Five nervous adults, who could all really use the $125 stipend, are recruited to participate in a focus group to discuss their respective relations to meal replacement bars and to sample new products presently being tested for the market. The session's moderator (Jen Drohan) appears to be a gregariously soulless stick-to-the-script professional drone charged with keeping this somewhat motley crew on point and on schedule. Everyone in the room knows, too, that a cadre of corporate higher-ups are observing their every move from the other side of the one-way glass mirror on one wall.

Each one of these focus group guinea pigs is a bundle of quirks and fears which get activated, much to Miss Moderator's initial discomfort, by even minor revelations about the products, and the company, they are there to discuss. And within the hour they all, even their host, come to legitimately recognize the manipulations and humiliations to which their corporate overlords persistently subject them both in and outside of the room.

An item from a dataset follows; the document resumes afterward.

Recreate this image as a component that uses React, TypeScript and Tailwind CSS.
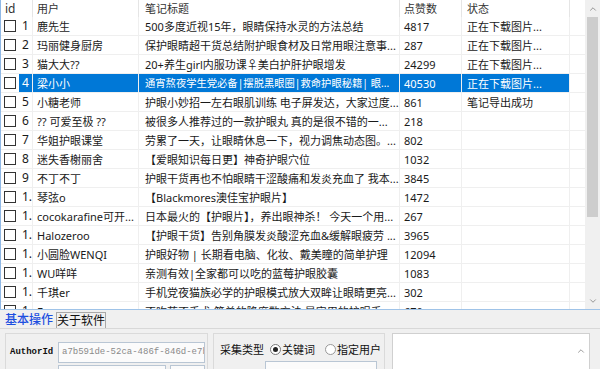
import React from "react";
import { ChevronUp, ChevronDown } from "lucide-react";

type Row = { id: string; user: string; title: string; likes: string; status?: string; sel?: boolean; tight?: boolean };

const rows: Row[] = [
  { id: "1", user: "鹿先生", title: "500多度近视15年，眼睛保持水灵的方法总结", likes: "4817", status: "正在下载图片..." },
  { id: "2", user: "玛丽健身厨房", title: "保护眼睛超干货总结附护眼食材及日常用眼注意事...", likes: "287", status: "正在下载图片..." },
  { id: "3", user: "猫大大??", title: "20+养生girl内服功课♀美白护肝护眼增发", likes: "24299", status: "正在下载图片..." },
  { id: "4", user: "梁小小", title: "通宵熬夜学生党必备|摆脱黑眼圈|救命护眼秘籍| 眼...", likes: "40530", status: "正在下载图片...", sel: true, tight: true },
  { id: "5", user: "小糖老师", title: "护眼小妙招一左右眼肌训练 电子屏发达，大家过度...", likes: "861", status: "笔记导出成功" },
  { id: "6", user: "?? 可爱至极 ??", title: "被很多人推荐过的一款护眼丸  真的是很不错的一...", likes: "218" },
  { id: "7", user: "华姐护眼课堂", title: "劳累了一天，让眼睛休息一下，视力调焦动态图。...", likes: "802" },
  { id: "8", user: "迷失香榭丽舍", title: "【爱眼知识每日更】神奇护眼穴位", likes: "1032" },
  { id: "9", user: "不丁不丁", title: "护眼干货再也不怕眼睛干涩酸痛和发炎充血了 我本...", likes: "3845" },
  { id: "1.", user: "琴弦o", title: "【Blackmores澳佳宝护眼片】", likes: "1472" },
  { id: "1.", user: "cocokarafine可开...", title: "日本最火的【护眼片】，养出眼神杀！ 今天一个用...", likes: "267" },
  { id: "1.", user: "Halozeroo", title: "【护眼干货】告别角膜发炎酸涩充血&缓解眼疲劳 ...", likes: "3965" },
  { id: "1.", user: "小圆脸WENQI", title: "护眼好物 | 长期看电脑、化妆、戴美瞳的简单护理", likes: "12094" },
  { id: "1.", user: "WU咩咩", title: "亲测有效|全家都可以吃的蓝莓护眼胶囊", likes: "1083" },
  { id: "1.", user: "千琪er", title: "手机党夜猫族必学的护眼模式放大双眸让眼睛更亮...", likes: "302" },
  { id: "1.", user: "Enson", title: "不吃药不手术 简单的降度数方法 是实用的护眼手...", likes: "670" },
];

const font = { fontFamily: '"Noto Sans", "Noto Sans CJK SC", sans-serif' };

function TableRow({ r }: { r: Row }) {
  const selBg = r.sel ? "bg-[#0078d7] text-white" : "";
  const cell = "h-full flex items-center overflow-hidden whitespace-nowrap border-r border-[#efefef]";
  return (
    <div className="flex h-[19px] shrink-0 border-b border-[#efefef] text-[11px] text-[#1a1a1a] leading-none">
      <div className="w-[32px] h-full flex items-center border-r border-[#efefef]">
        <div className="w-[18px] h-full flex items-center pl-[3px]">
          <div className="w-[12px] h-[12px] border border-[#333] bg-white" />
        </div>
        <div className={`flex-1 h-full flex items-center pl-[3px] text-[12px] ${selBg}`}>{r.id}</div>
      </div>
      <div className={`w-[106px] pl-[4px] ${cell} ${selBg}`}>{r.user}</div>
      <div className={`w-[261px] pl-[6px] ${cell} ${selBg}`}>
        <span className={r.tight ? "text-[10.3px]" : ""}>{r.title}</span>
      </div>
      <div className={`w-[62px] pl-[4px] ${cell} ${selBg}`}>{r.likes}</div>
      <div className={`w-[108px] pl-[5px] ${cell} ${selBg}`}>{r.status ?? ""}</div>
      <div className="w-[15px] h-full" />
    </div>
  );
}

export default function App() {
  return (
    <div className="w-[600px] h-[369px] overflow-hidden bg-white flex flex-col" style={font}>
      <div className="h-[309px] flex overflow-hidden border-l border-[#8fb8e6] shrink-0">
        <div className="w-[584px] flex flex-col overflow-hidden">
          <div className="flex h-[17px] shrink-0 text-[11px] text-[#333] leading-none">
            <div className="w-[32px] h-full flex items-center pl-[4px] text-[12px] border-r border-[#e5e5e5]">id</div>
            <div className="w-[106px] h-full flex items-center pl-[4px] border-r border-[#e5e5e5]">用户</div>
            <div className="w-[261px] h-full flex items-center pl-[6px] border-r border-[#e5e5e5]">笔记标题</div>
            <div className="w-[62px] h-full flex items-center pl-[4px] border-r border-[#e5e5e5]">点赞数</div>
            <div className="w-[108px] h-full flex items-center pl-[5px] border-r border-[#e5e5e5]">状态</div>
            <div className="w-[15px] h-full" />
          </div>
          {rows.map((r, i) => (
            <TableRow key={i} r={r} />
          ))}
        </div>
        <div className="w-[15px] h-full bg-[#f0f0f0] flex flex-col items-center">
          <div className="h-[17px] w-full flex items-center justify-center">
            <ChevronUp size={10} strokeWidth={1.5} color="#606060" />
          </div>
          <div className="w-[11px] h-[200px] bg-[#cdcdcd]" />
          <div className="flex-1" />
          <div className="h-[17px] w-full flex items-center justify-center">
            <ChevronDown size={10} strokeWidth={1.5} color="#606060" />
          </div>
        </div>
      </div>
      <div className="flex-1 bg-[#f0f0f0] border-t border-[#9fc3e8] flex flex-col overflow-hidden">
        <div className="h-[18px] flex items-end shrink-0 pl-[2px] text-[12px] leading-none">
          <div className="w-[54px] h-[17px] flex items-center justify-center text-[#1d4fe0] font-medium">基本操作</div>
          <div className="w-[50px] h-[16px] flex items-center justify-center border border-b-0 border-[#a8a8a8] text-[#111]">关于软件</div>
        </div>
        <div className="flex-1 border-t border-[#d8d8d8] flex pt-[4px] pl-[5px] gap-[5px]">
          <div className="w-[203px] h-[60px] border border-[#dadada] flex flex-col pl-[4px] pt-[8px]">
            <div className="flex items-center">
              <span className="w-[48px] text-[9px] font-bold text-[#111]" style={{ fontFamily: '"Liberation Mono", monospace' }}>AuthorId</span>
              <div className="w-[147px] h-[21px] border border-[#b9c6d4] bg-[#fbfbfb] flex items-center pl-[3px] overflow-hidden whitespace-nowrap text-[9px] text-[#8a8a8a]" style={{ fontFamily: '"Liberation Mono", monospace' }}>
                a7b591de-52ca-486f-846d-e7b2
              </div>
            </div>
            <div className="flex mt-[2px] pl-[48px] gap-[4px]">
              <div className="w-[108px] h-[20px] border border-[#b9c6d4] bg-[#fbfbfb]" />
              <div className="w-[35px] h-[20px] border border-[#b9c6d4] bg-[#fbfbfb]" />
            </div>
          </div>
          <div className="w-[172px] h-[60px] border border-[#dadada] flex flex-col pl-[6px] pt-[10px] text-[11px] text-[#111] leading-none">
            <div className="flex items-center" style={{ fontFamily: '"Noto Sans CJK SC", sans-serif' }}>
              <span className="mr-[6px]">采集类型</span>
              <span className="w-[11px] h-[11px] rounded-full border border-[#777] bg-white flex items-center justify-center mr-[1px]">
                <span className="w-[5px] h-[5px] rounded-full bg-[#222]" />
              </span>
              <span className="mr-[10px]">关键词</span>
              <span className="w-[11px] h-[11px] rounded-full border border-[#999] bg-white mr-[1px]" />
              <span>指定用户</span>
            </div>
            <div className="ml-[45px] mt-[6px] w-[112px] h-[20px] border border-[#b9c6d4] bg-[#fbfbfb]" />
          </div>
          <div className="w-[198px] h-[60px] ml-[2px] border border-[#d0d0d0] bg-white flex justify-end">
            <div className="w-[17px] h-full flex justify-center pt-[12px]">
              <ChevronUp size={10} strokeWidth={1.5} color="#606060" />
            </div>
          </div>
        </div>
      </div>
    </div>
  );
}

Impeccable comic timing from the entire cast and an often very funny script keep the play from devolving into either grim social commentary or lightweight melodrama. Alissa Ford as a desperately cynical troublemaker and Celia Finkelstein as a desperately eager-to-ingratiate simpleton are especially engrossing, and Darcy Shean, Caro Zeller and Brian Hamill round out a remarkable ensemble. Drohan masterfully modulates her transition from an officiously plasticine shill into a vulnerable woman wronged, although her character's complaints about the personal and professional mistreatment she has endured are a bit facile in comparison with everything else Barrett gives us.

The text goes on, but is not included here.